WAUKESHA, Wis. - Grafton's annual Christmas parade went on Saturday, Nov. 27; the first such parade since the tragedy in Waukesha on Nov. 21. It was a bittersweet day for many, as the joy of the holiday mixed with the memory of loss.
Ken Walter prepped his float with Waukesha's horror still on his mind.
"We were one of the first units hit," said Ken Walter. "It’s one of those images you can’t get out of your head."
That was even more of a reason why Walter said he wanted to put images of awe and feelings of comfort out to crowds lining the streets.
"We hit the burner," said Walter. "We bring a lot of fun, a lot of warmth to people with a hot air balloon basket."
His group was just one of many participating in Grafton's annual Christmas parade.
"We are resilient, resilient, for sure," said Danielle Riederer. "You can’t stop us, and we will join together and come together. The community has just been amazing."

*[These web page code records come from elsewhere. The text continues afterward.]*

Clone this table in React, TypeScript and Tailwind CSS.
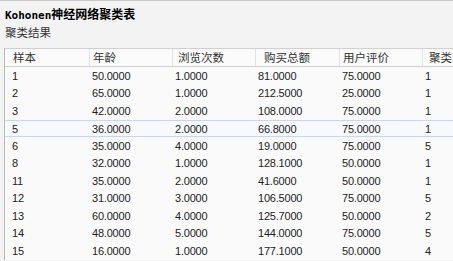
import React from "react";

const headers = ["样本", "年龄", "浏览次数", "购买总额", "用户评价", "聚类"];
const headerPad = ["pl-[8px]", "pl-[3px]", "pl-[5px]", "pl-[8px]", "pl-[3px]", "pl-[6px]"];
const rows: string[][] = [
  ["1", "50.0000", "1.0000", "81.0000", "75.0000", "1"],
  ["2", "65.0000", "1.0000", "212.5000", "25.0000", "1"],
  ["3", "42.0000", "2.0000", "108.0000", "75.0000", "1"],
  ["5", "36.0000", "2.0000", "66.8000", "75.0000", "1"],
  ["6", "35.0000", "4.0000", "19.0000", "75.0000", "5"],
  ["8", "32.0000", "1.0000", "128.1000", "50.0000", "1"],
  ["11", "35.0000", "2.0000", "41.6000", "50.0000", "1"],
  ["12", "31.0000", "3.0000", "106.5000", "75.0000", "5"],
  ["13", "60.0000", "4.0000", "125.7000", "50.0000", "2"],
  ["14", "48.0000", "5.0000", "144.0000", "75.0000", "5"],
  ["15", "16.0000", "1.0000", "177.1000", "50.0000", "4"],
];
const cellPad = ["pl-[7px]", "pl-[3px]", "pl-[3px]", "pl-[3px]", "pl-[3px]", "pl-[3px]"];
const cols = "grid grid-cols-[84px_83px_83px_84px_83px_1fr]";

export default function App() {
  return (
    <div className="w-[453px] h-[261px] overflow-hidden bg-[#f3f3f3] border-t border-[#c8c8c8] text-[#222]">
      <div className="pl-[5px] pt-[5px] h-[21px] text-[12px] font-bold leading-[16px] text-black">
        <span className="text-[11px] font-['DejaVu_Sans_Mono',monospace]">Kohonen</span>
        <span className="font-['Noto_Sans_CJK_SC',sans-serif]">神经网络聚类表</span>
      </div>
      <div className="pl-[5px] pt-[2px] h-[26px] text-[11.5px] leading-[16px] text-[#333] font-['Noto_Sans_CJK_SC',sans-serif]">
        聚类结果
      </div>
      <div className="ml-[4px] border-l border-[#b9b9b9] bg-[#fafafa]">
        <div className={`${cols} h-[19px] border-t border-b border-[#d0d0d0] bg-[#fbfbfb] text-[11.5px] text-[#333] items-center font-['Noto_Sans_CJK_SC',sans-serif]`}>
          {headers.map((h, i) => (
            <div key={h} className={`${headerPad[i]} h-full flex items-center ${i > 0 ? "border-l border-[#e2e2e2]" : ""}`}>
              {h}
            </div>
          ))}
        </div>
        {rows.map((r, ri) => (
          <div
            key={ri}
            className={`${cols} h-[17.5px] items-center text-[11px] tracking-[-0.2px] font-['Liberation_Sans',Arial,sans-serif] ${
              ri === 3 ? "border-t border-b border-[#c9d6ef] bg-[#f7f9fd]" : ""
            }`}
          >
            {r.map((c, ci) => (
              <div key={ci} className={cellPad[ci]}>
                {c}
              </div>
            ))}
          </div>
        ))}
      </div>
    </div>
  );
}
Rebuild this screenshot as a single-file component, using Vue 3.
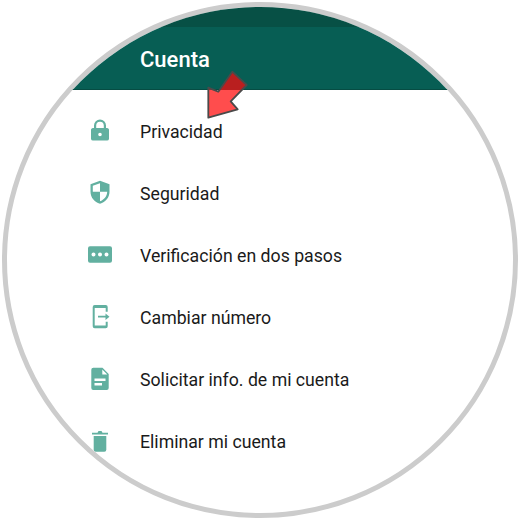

Many were eager for this tradition to march on.
"It’s very exciting," said Jenny Carl. "It’s very rewarding for the kids, and they enjoy it."
The joy was paused in the spirit of peace and remembrance during a moment of silence for the victims of the Waukesha parade tragedy and their families. Standing with Waukesha during this difficult time, a banner was also walked down the route in honor of the three Dancing Grannies and a volunteer who were killed.
"My heart goes out to Waukesha and all those people that that happened to," said Carl.
The tribute honored lives and also paid homage to the annual event meant to bring the community together.
"I think it’s just special for these kids this time of year, and all the people that come out just enjoy it," said Curtis Schultz. "It's a lot of fun."
With a gleam in the eyes of the children on hand, the day served as a reminder of what the season is about.
"Hug each other, and love each other and that’s all we can do because it’s a lot more than good in the world and then there is evil," said Walter.